Continuing a Legacy: The Stinger reaffirms free speech


The Stinger managing editors. Photo by Curtis Jackson.

Editorial Board

This previously ran in our September 2022 print issue.

This June, The Viking Saga, a decades-old, student-run Nebraska high school newspaper, was disbanded after the principal and school board objected to content published in the paper. The students’ crime? Writing about gender issues and opposing homophobia.  

This was a shock to both student and professional journalists around the country, demonstrating that censorship is becoming more serious as the nation grows increasingly polarized. Partisan politics have infiltrated almost every aspect of life in this country, most concerningly: the press. If freedom of the press, no matter what the opinion, is suppressed, we no longer truly have a free society but instead one in which only limited views are permitted.  

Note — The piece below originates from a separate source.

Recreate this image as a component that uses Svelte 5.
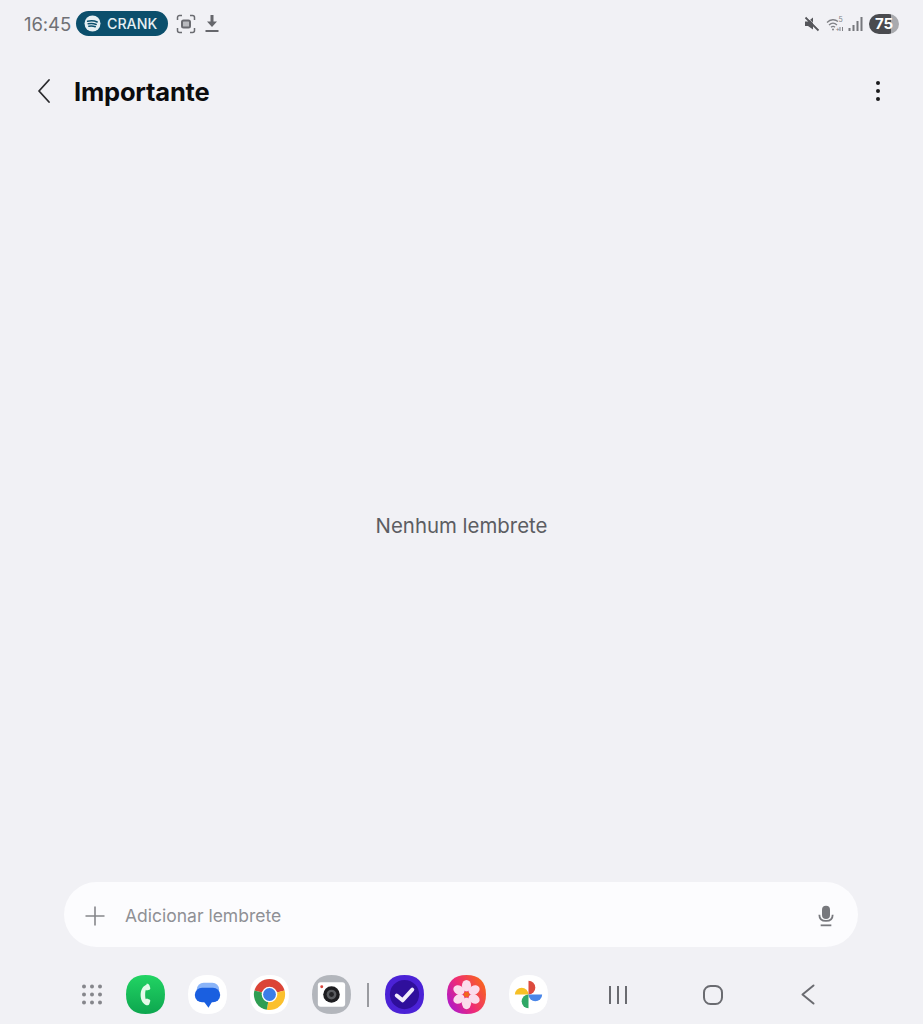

In the nearly 50 years of The Stinger (the name was changed from the E-Hive in 1974), we have always been a student-run publication, free from prior review from administrators. Our aim has always been to provide an objective platform for students’ voices, publishing their views regardless of which stance of an issue they take. If schools were to only publish non-controversial, administrator-approved stories, they would be doing both our readers and our community a disservice. It is both our right and responsibility to bring controversial and sometimes uncomfortable topics to the forefront, in order to make sure all viewpoints are heard.  

We are committed to bringing about positive change in our community through investigative journalism and honest reporting. Just this past year, The Stinger covered Emmaus graduate and Olympian Marty Nothstein’s stalking allegations.       

When EHS was put on lockdown because of shooting threats made in December of 2021, The Stinger was the first news outlet to cover the story.  

Our journalism does matter — informing both students and the community about issues that need to be brought up to the public. The Stinger is dedicated to showing that we as high schoolers are informed, are opinionated, and are making a difference in this world. We want to promote diversity and inclusion through our stories, by telling the narratives of those who are perhaps underrepresented in our community.

This is why freedom of the press matters. The freedom and ability to tell others’ stories and bring attention to important issues is what makes a story great. Without it, high school journalists become puppets of adult administrators.

Thankfully for us at EHS, this is not the case. Our school directors have continuously supported our publication and given us freedom from prior review, meaning that school administration does not interfere with the content published in the newspaper. While it is important to cover events that positively reflect on the EHS community, it is arguably more important to cover those which identify an important problem or issue in the school. The only way societies can improve and move forward is by acknowledging and amending internal issues. How can these problems be fixed if we are not informed about them?

After seeing the nation — and the world — being torn apart by differences in opinion taken to the extreme, it has become more necessary than ever to keep the journalistic spirit alive. The Stinger is proud to contribute to this tradition indefinitely.